Copy the listing below in full and skip every picture.
↓
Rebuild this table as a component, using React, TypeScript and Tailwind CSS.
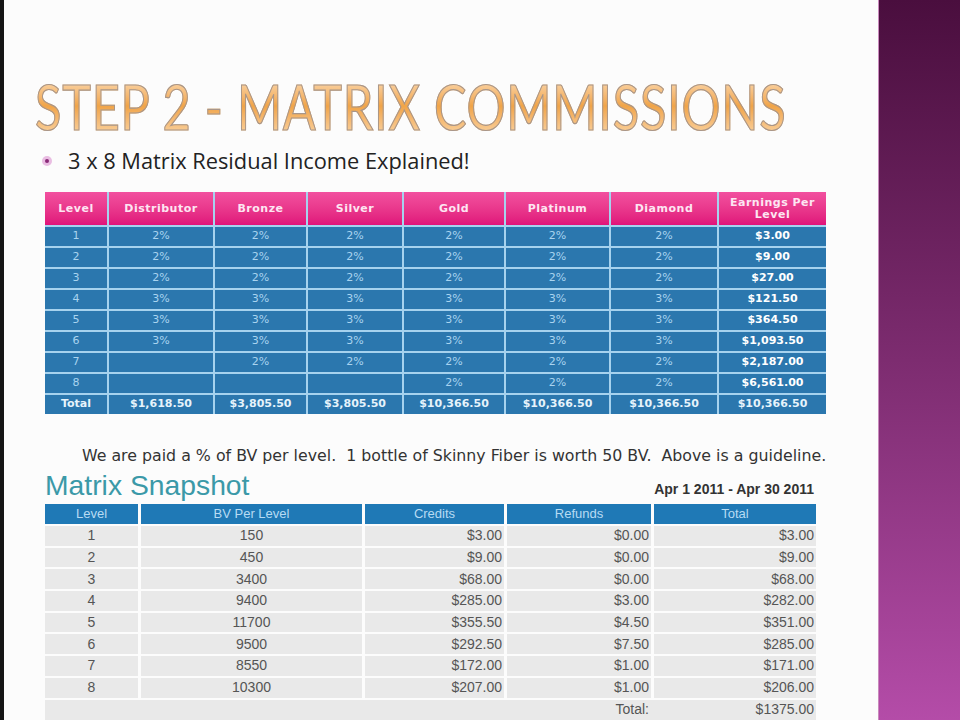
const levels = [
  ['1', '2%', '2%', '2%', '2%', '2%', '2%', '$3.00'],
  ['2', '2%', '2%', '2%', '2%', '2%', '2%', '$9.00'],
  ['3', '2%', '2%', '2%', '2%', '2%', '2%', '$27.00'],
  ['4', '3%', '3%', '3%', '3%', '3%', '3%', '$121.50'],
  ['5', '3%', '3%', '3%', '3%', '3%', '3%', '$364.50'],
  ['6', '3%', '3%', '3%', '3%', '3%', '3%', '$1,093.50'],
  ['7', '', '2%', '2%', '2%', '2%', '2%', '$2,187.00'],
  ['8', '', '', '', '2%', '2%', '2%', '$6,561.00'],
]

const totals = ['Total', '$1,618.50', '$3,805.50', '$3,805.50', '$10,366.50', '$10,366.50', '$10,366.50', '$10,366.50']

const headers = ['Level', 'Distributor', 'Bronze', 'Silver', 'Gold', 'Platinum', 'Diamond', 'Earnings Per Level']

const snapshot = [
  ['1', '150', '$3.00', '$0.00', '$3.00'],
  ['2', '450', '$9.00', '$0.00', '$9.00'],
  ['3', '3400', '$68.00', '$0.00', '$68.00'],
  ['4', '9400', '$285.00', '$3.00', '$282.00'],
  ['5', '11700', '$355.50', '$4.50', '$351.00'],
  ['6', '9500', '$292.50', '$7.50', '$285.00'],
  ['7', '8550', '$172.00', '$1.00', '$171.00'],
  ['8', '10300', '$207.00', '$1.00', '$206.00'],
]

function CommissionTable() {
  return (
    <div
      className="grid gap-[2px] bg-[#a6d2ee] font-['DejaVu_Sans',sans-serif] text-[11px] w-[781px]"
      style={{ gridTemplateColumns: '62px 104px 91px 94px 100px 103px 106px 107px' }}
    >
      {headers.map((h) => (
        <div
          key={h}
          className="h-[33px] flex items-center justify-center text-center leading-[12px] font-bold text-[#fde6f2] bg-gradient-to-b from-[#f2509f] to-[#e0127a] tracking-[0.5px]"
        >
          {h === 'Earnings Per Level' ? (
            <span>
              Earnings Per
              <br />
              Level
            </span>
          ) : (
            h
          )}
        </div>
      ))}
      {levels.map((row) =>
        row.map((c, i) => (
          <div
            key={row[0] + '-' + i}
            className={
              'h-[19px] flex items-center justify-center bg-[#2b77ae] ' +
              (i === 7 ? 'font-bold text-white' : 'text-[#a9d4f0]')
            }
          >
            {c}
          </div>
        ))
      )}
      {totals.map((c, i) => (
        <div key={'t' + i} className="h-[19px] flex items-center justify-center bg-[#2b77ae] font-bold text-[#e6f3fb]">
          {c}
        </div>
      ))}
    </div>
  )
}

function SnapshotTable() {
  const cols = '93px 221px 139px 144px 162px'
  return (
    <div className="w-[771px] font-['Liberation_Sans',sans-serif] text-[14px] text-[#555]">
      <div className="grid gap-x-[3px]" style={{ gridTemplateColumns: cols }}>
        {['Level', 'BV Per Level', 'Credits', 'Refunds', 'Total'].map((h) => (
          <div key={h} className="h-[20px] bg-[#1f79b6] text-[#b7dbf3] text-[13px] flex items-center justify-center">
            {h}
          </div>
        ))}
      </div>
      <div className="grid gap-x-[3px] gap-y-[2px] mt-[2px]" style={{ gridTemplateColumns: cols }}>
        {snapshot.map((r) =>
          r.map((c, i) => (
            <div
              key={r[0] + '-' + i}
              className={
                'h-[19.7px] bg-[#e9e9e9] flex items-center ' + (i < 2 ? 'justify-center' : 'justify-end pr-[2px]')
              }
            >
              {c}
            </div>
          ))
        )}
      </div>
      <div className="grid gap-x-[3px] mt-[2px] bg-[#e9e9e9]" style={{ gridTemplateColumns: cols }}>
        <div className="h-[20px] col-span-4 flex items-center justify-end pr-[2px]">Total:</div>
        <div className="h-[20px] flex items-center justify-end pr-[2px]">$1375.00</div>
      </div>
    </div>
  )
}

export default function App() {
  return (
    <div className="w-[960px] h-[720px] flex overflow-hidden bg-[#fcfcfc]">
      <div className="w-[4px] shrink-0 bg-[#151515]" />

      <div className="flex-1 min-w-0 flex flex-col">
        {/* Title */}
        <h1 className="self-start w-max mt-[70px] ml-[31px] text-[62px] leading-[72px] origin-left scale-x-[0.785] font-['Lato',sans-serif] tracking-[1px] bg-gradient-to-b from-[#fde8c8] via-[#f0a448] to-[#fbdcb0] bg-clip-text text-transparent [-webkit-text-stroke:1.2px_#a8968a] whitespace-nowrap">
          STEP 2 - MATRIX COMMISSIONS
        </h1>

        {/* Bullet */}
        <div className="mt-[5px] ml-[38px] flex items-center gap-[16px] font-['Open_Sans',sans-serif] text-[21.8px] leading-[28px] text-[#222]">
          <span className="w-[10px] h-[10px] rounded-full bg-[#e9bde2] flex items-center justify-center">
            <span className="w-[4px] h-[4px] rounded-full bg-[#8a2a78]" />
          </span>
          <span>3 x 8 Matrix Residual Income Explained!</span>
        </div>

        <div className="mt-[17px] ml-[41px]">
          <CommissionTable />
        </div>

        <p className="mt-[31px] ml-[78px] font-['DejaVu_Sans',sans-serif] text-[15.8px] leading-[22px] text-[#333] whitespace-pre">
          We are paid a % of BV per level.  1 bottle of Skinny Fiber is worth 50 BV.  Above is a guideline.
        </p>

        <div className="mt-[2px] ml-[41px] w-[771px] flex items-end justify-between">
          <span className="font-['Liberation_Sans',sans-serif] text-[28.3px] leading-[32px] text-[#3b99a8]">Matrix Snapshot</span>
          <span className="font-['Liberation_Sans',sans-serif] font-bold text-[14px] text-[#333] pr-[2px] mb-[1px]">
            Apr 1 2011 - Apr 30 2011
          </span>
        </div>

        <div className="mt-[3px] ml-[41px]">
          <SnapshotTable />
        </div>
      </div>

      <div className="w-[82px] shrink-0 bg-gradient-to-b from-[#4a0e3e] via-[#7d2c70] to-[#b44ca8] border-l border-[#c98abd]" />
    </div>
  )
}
↑
◆ **CORRECT OUTPUT**:
Rebuild this table as a component, using React, TypeScript and Tailwind CSS.
const levels = [
  ['1', '2%', '2%', '2%', '2%', '2%', '2%', '$3.00'],
  ['2', '2%', '2%', '2%', '2%', '2%', '2%', '$9.00'],
  ['3', '2%', '2%', '2%', '2%', '2%', '2%', '$27.00'],
  ['4', '3%', '3%', '3%', '3%', '3%', '3%', '$121.50'],
  ['5', '3%', '3%', '3%', '3%', '3%', '3%', '$364.50'],
  ['6', '3%', '3%', '3%', '3%', '3%', '3%', '$1,093.50'],
  ['7', '', '2%', '2%', '2%', '2%', '2%', '$2,187.00'],
  ['8', '', '', '', '2%', '2%', '2%', '$6,561.00'],
]

const totals = ['Total', '$1,618.50', '$3,805.50', '$3,805.50', '$10,366.50', '$10,366.50', '$10,366.50', '$10,366.50']

const headers = ['Level', 'Distributor', 'Bronze', 'Silver', 'Gold', 'Platinum', 'Diamond', 'Earnings Per Level']

const snapshot = [
  ['1', '150', '$3.00', '$0.00', '$3.00'],
  ['2', '450', '$9.00', '$0.00', '$9.00'],
  ['3', '3400', '$68.00', '$0.00', '$68.00'],
  ['4', '9400', '$285.00', '$3.00', '$282.00'],
  ['5', '11700', '$355.50', '$4.50', '$351.00'],
  ['6', '9500', '$292.50', '$7.50', '$285.00'],
  ['7', '8550', '$172.00', '$1.00', '$171.00'],
  ['8', '10300', '$207.00', '$1.00', '$206.00'],
]

function CommissionTable() {
  return (
    <div
      className="grid gap-[2px] bg-[#a6d2ee] font-['DejaVu_Sans',sans-serif] text-[11px] w-[781px]"
      style={{ gridTemplateColumns: '62px 104px 91px 94px 100px 103px 106px 107px' }}
    >
      {headers.map((h) => (
        <div
          key={h}
          className="h-[33px] flex items-center justify-center text-center leading-[12px] font-bold text-[#fde6f2] bg-gradient-to-b from-[#f2509f] to-[#e0127a] tracking-[0.5px]"
        >
          {h === 'Earnings Per Level' ? (
            <span>
              Earnings Per
              <br />
              Level
            </span>
          ) : (
            h
          )}
        </div>
      ))}
      {levels.map((row) =>
        row.map((c, i) => (
          <div
            key={row[0] + '-' + i}
            className={
              'h-[19px] flex items-center justify-center bg-[#2b77ae] ' +
              (i === 7 ? 'font-bold text-white' : 'text-[#a9d4f0]')
            }
          >
            {c}
          </div>
        ))
      )}
      {totals.map((c, i) => (
        <div key={'t' + i} className="h-[19px] flex items-center justify-center bg-[#2b77ae] font-bold text-[#e6f3fb]">
          {c}
        </div>
      ))}
    </div>
  )
}

function SnapshotTable() {
  const cols = '93px 221px 139px 144px 162px'
  return (
    <div className="w-[771px] font-['Liberation_Sans',sans-serif] text-[14px] text-[#555]">
      <div className="grid gap-x-[3px]" style={{ gridTemplateColumns: cols }}>
        {['Level', 'BV Per Level', 'Credits', 'Refunds', 'Total'].map((h) => (
          <div key={h} className="h-[20px] bg-[#1f79b6] text-[#b7dbf3] text-[13px] flex items-center justify-center">
            {h}
          </div>
        ))}
      </div>
      <div className="grid gap-x-[3px] gap-y-[2px] mt-[2px]" style={{ gridTemplateColumns: cols }}>
        {snapshot.map((r) =>
          r.map((c, i) => (
            <div
              key={r[0] + '-' + i}
              className={
                'h-[19.7px] bg-[#e9e9e9] flex items-center ' + (i < 2 ? 'justify-center' : 'justify-end pr-[2px]')
              }
            >
              {c}
            </div>
          ))
        )}
      </div>
      <div className="grid gap-x-[3px] mt-[2px] bg-[#e9e9e9]" style={{ gridTemplateColumns: cols }}>
        <div className="h-[20px] col-span-4 flex items-center justify-end pr-[2px]">Total:</div>
        <div className="h-[20px] flex items-center justify-end pr-[2px]">$1375.00</div>
      </div>
    </div>
  )
}

export default function App() {
  return (
    <div className="w-[960px] h-[720px] flex overflow-hidden bg-[#fcfcfc]">
      <div className="w-[4px] shrink-0 bg-[#151515]" />

      <div className="flex-1 min-w-0 flex flex-col">
        {/* Title */}
        <h1 className="self-start w-max mt-[70px] ml-[31px] text-[62px] leading-[72px] origin-left scale-x-[0.785] font-['Lato',sans-serif] tracking-[1px] bg-gradient-to-b from-[#fde8c8] via-[#f0a448] to-[#fbdcb0] bg-clip-text text-transparent [-webkit-text-stroke:1.2px_#a8968a] whitespace-nowrap">
          STEP 2 - MATRIX COMMISSIONS
        </h1>

        {/* Bullet */}
        <div className="mt-[5px] ml-[38px] flex items-center gap-[16px] font-['Open_Sans',sans-serif] text-[21.8px] leading-[28px] text-[#222]">
          <span className="w-[10px] h-[10px] rounded-full bg-[#e9bde2] flex items-center justify-center">
            <span className="w-[4px] h-[4px] rounded-full bg-[#8a2a78]" />
          </span>
          <span>3 x 8 Matrix Residual Income Explained!</span>
        </div>

        <div className="mt-[17px] ml-[41px]">
          <CommissionTable />
        </div>

        <p className="mt-[31px] ml-[78px] font-['DejaVu_Sans',sans-serif] text-[15.8px] leading-[22px] text-[#333] whitespace-pre">
          We are paid a % of BV per level.  1 bottle of Skinny Fiber is worth 50 BV.  Above is a guideline.
        </p>

        <div className="mt-[2px] ml-[41px] w-[771px] flex items-end justify-between">
          <span className="font-['Liberation_Sans',sans-serif] text-[28.3px] leading-[32px] text-[#3b99a8]">Matrix Snapshot</span>
          <span className="font-['Liberation_Sans',sans-serif] font-bold text-[14px] text-[#333] pr-[2px] mb-[1px]">
            Apr 1 2011 - Apr 30 2011
          </span>
        </div>

        <div className="mt-[3px] ml-[41px]">
          <SnapshotTable />
        </div>
      </div>

      <div className="w-[82px] shrink-0 bg-gradient-to-b from-[#4a0e3e] via-[#7d2c70] to-[#b44ca8] border-l border-[#c98abd]" />
    </div>
  )
}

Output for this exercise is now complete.